Dataset excerpt:
--

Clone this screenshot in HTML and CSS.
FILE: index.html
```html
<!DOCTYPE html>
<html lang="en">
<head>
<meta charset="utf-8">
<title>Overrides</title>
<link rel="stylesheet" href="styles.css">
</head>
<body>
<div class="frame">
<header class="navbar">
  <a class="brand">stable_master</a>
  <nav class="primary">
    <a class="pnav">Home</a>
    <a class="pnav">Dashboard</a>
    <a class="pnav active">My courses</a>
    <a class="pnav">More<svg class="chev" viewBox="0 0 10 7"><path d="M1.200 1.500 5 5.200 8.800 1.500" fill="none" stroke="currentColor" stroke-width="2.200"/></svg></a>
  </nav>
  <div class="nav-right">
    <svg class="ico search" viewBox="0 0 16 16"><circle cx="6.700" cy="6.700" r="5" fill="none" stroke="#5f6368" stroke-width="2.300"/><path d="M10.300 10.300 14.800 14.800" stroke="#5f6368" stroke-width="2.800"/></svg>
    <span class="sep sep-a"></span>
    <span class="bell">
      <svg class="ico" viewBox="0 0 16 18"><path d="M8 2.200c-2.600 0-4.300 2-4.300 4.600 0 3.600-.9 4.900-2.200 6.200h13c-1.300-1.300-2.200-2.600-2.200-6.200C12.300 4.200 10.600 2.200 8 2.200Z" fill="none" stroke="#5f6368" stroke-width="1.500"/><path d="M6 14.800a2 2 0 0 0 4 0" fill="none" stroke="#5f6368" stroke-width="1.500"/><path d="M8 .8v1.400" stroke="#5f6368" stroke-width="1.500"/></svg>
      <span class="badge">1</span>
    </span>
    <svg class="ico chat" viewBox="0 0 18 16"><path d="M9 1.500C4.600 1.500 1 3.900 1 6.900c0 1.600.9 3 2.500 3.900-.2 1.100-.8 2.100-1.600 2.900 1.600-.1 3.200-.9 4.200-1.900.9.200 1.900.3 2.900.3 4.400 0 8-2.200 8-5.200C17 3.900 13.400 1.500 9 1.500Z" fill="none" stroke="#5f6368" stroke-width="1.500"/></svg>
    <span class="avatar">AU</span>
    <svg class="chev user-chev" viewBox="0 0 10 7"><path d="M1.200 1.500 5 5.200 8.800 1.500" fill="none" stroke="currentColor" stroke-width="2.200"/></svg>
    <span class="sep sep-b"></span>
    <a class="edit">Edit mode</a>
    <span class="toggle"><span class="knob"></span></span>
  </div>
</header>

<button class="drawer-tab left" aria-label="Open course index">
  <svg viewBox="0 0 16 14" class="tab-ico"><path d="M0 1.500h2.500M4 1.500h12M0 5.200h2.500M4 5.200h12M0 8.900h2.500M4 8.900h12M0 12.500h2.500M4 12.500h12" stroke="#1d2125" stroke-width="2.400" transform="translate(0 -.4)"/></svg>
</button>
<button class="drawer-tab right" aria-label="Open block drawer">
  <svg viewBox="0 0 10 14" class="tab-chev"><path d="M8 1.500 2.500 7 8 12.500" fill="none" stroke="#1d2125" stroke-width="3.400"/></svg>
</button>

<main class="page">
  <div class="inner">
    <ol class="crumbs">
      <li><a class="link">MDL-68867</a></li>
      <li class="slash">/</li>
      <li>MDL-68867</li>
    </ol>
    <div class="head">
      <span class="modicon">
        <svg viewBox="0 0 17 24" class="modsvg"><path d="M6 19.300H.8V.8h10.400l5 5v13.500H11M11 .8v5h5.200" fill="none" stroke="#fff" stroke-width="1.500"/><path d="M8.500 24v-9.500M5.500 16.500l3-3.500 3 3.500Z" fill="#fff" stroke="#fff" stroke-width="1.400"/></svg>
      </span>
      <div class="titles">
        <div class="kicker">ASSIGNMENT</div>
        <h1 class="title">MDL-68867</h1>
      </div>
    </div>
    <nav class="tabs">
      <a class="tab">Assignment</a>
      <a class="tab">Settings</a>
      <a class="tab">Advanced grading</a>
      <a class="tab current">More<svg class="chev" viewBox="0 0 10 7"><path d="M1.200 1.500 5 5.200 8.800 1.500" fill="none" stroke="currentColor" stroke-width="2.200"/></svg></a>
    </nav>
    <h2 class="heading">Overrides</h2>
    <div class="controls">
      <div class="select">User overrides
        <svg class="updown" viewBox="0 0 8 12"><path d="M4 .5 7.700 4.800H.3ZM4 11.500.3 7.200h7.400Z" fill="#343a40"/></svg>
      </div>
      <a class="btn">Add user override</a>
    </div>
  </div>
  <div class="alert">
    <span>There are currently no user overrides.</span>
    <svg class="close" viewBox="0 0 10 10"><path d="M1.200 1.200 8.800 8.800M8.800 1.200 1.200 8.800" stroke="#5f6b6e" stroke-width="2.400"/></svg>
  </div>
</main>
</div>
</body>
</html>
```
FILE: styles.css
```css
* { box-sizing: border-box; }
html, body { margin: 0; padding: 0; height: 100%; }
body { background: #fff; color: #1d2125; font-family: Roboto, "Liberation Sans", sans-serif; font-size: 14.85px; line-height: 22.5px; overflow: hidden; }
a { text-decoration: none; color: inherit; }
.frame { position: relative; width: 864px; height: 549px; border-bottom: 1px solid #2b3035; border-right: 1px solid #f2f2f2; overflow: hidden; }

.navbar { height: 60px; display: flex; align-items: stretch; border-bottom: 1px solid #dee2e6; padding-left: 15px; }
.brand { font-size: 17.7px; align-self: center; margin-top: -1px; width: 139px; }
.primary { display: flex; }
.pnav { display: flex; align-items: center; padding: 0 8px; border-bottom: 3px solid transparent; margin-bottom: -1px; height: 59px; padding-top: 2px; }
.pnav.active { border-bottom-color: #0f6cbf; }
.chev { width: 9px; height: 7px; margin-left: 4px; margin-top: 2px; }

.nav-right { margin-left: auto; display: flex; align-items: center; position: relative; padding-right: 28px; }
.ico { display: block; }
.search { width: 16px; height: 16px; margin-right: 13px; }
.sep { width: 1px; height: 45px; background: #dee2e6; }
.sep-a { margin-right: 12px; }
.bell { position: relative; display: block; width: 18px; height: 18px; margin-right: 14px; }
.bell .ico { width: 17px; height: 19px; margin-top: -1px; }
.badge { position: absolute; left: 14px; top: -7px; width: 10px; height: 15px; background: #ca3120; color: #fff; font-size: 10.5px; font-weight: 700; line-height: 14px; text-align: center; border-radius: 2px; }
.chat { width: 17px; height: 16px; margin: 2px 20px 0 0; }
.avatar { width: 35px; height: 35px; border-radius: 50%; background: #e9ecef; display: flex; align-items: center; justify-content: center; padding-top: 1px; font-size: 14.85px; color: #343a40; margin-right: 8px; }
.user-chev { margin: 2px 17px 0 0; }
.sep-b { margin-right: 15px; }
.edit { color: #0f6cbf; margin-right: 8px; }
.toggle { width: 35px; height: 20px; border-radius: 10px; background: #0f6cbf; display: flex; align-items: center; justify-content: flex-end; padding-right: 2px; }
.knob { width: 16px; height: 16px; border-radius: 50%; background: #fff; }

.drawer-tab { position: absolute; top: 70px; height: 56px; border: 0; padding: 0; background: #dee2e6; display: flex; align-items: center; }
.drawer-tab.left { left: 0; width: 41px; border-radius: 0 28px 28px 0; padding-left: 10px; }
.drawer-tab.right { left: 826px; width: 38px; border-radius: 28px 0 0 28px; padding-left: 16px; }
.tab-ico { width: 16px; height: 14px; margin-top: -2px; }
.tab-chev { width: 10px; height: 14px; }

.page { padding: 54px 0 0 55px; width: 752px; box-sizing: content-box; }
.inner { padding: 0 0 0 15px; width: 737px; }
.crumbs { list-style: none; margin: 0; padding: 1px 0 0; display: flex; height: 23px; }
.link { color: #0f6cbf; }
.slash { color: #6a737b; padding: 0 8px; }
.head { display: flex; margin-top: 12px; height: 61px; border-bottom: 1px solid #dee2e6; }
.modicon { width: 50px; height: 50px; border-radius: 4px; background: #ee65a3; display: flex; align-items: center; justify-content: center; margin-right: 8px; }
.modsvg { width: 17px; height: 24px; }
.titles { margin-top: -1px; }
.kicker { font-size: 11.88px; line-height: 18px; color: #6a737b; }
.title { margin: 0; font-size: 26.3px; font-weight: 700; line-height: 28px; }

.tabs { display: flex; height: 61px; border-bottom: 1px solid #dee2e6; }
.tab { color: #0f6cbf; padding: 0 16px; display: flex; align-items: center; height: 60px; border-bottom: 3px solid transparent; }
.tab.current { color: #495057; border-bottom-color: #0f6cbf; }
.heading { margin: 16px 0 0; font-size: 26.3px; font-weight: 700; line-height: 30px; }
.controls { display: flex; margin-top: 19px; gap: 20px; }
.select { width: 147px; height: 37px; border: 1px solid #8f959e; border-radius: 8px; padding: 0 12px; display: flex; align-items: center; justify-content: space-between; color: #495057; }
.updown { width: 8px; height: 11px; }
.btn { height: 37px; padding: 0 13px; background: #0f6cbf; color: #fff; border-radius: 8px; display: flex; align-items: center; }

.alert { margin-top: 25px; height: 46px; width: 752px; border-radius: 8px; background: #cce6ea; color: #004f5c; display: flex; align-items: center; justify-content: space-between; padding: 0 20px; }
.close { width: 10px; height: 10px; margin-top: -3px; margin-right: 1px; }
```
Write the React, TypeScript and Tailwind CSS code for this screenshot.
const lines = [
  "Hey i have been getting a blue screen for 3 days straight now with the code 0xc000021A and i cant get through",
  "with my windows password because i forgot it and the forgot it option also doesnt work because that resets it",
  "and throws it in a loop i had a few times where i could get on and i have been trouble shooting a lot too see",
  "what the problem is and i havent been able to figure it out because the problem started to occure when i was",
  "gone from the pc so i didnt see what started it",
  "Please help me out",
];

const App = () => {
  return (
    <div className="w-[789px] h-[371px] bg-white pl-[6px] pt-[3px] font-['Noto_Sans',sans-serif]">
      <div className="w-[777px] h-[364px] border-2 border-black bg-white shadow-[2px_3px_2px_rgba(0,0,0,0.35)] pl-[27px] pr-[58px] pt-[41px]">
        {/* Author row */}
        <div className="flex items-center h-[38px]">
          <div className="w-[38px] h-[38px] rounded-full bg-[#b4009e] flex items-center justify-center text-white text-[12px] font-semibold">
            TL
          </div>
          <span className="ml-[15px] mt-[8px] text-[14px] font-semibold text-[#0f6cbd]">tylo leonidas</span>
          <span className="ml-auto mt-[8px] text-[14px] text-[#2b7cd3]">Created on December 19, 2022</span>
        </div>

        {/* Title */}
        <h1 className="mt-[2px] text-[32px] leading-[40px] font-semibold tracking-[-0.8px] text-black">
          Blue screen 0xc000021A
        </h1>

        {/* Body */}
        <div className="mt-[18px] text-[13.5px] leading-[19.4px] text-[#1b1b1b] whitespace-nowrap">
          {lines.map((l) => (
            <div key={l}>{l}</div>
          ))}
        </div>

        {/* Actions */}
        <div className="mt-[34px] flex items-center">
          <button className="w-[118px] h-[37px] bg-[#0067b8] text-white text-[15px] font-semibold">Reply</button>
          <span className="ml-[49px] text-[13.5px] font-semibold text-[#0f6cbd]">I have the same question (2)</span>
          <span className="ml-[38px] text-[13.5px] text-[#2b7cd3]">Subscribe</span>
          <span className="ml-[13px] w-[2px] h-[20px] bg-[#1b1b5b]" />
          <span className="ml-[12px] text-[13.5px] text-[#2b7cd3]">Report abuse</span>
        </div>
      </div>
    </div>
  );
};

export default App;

--

▶ _Stated problem_: For this exercise, gather every line of the data that contains the word "code".

▶ _Exercise solution_:
Write the React, TypeScript and Tailwind CSS code for this screenshot.
  "Hey i have been getting a blue screen for 3 days straight now with the code 0xc000021A and i cant get through",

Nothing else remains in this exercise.